By Barry Federovitch
For the Chris Murray Report
Their best receiver, who incidentally happens to be the best on the planet, is still sideline by injury and has registered a pedestrian 22 catches at the season’s midway point.
At one point last week they were so thin at defensive tackle that they had to give extensive play to rookie fifth-round draft choice Caraun Reid, he of Princeton.
The running game is still putrid and the quarterback still makes too many mistakes, but at 6-2 one can’t help but get excited by the Detroit Lions, surprising sole owners of first place in the NFC North.
Oh, we’ve seen this act before in Detroit. One need look back only a year to the Lions having a golden opportunity to steal an injury-ravaged division, a chance they squandered with authority down the stretch to the Packers and Bears.
But this isn’t the Jim Schwartz Era anymore. After a season of almost dead average defense, the Lions (and not the Seahawks or Niners or any of those more highly touted teams out west) have allowed the fewest points in the league (under 16 per game) under Jim Caldwell and that alone is enough to take notice.
Detroit has also find a nice more-than-complementary piece in Golden Tate, who could be on his way to the Pro Bowl with 55 catches for 800 yards, a total rapidly approaching what he achieved in a full season last year in Seattle. Team him with a healthy Calvin Johnson and the Lions have to wonder if they have the best wideout tandem in the league.
But getting back to that defense: it brings the heat (23 sacks), shuts down the run (four rushing touchdowns allowed all season), but still occasionally bends as illustrated by a 21-0 halftime deficit against the underachieving Falcons last week in London.
The difference between this year and last? To this point the Lions are resilient, grinding out the close ones, going 3-1 in games decided by a touchdown or less, including wins by a combined total of three points against New Orleans and Atlanta the last two weeks.
This last one had all the makings of a 2013 redux when Detroit’s primary Achilles heal popped up in the final moments as Matt Prater missed a 43-yard attempt. But maybe the football gods have decided that this is Detroit’s year; a delay-of-game penalty gave Prater a second chance from 48, which he cashed in to give the Lions the surreal win.

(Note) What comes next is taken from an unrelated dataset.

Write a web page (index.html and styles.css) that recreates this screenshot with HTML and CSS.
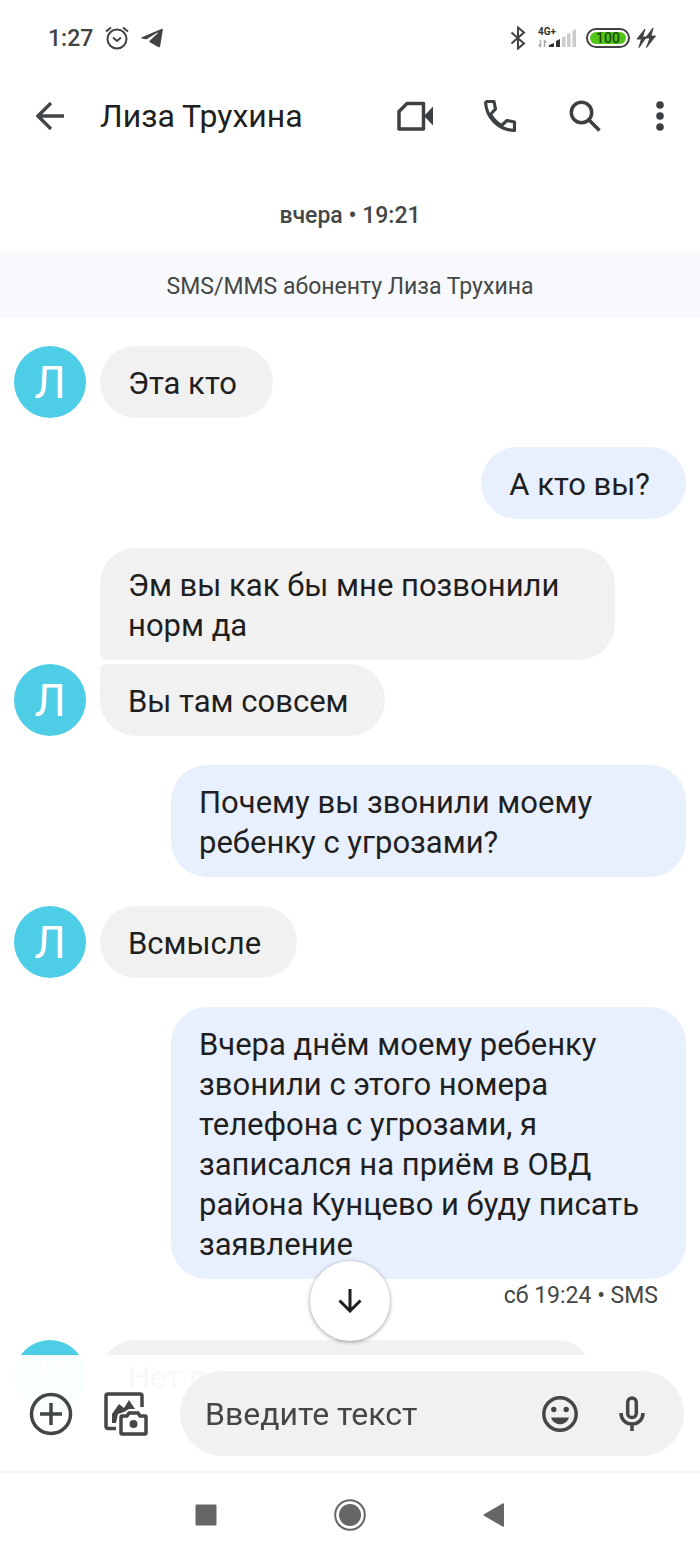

Note that there hasn’t been very much of this out of the Motor City in our collective memory; the Lions have made the playoffs only once since 1999 and haven’t won a playoff game since 1991. Their last playoff win before that was 1983 and they haven’t won an NFL title since 1957, enough to make the Kansas City Royals look like a dynasty.
Under Stafford, the top pick overall in 2009, the news has been more bad than good (he owns a career 30-39 record) with plenty of false hope and underachievement. Looking ahead at a schedule that includes road games at Arizona, New England and Green Bay, it is still easy to imagine the Lions surrendering the division lead and maybe not making the playoffs at all.
But the Lions’ depth may not allow that to happen; seven defenders already have multiple sacks and Stafford his playing his best since 2011, when the Lions won 10 games and last made the playoffs.
That mark was achieved in spite of the defense allowing 30 points or more six times, a mark no one has achieved this year against Detroit. But then Motor City fans are used to holding their breath.
When you haven’t won in 57 years, that is the rule and not the exception.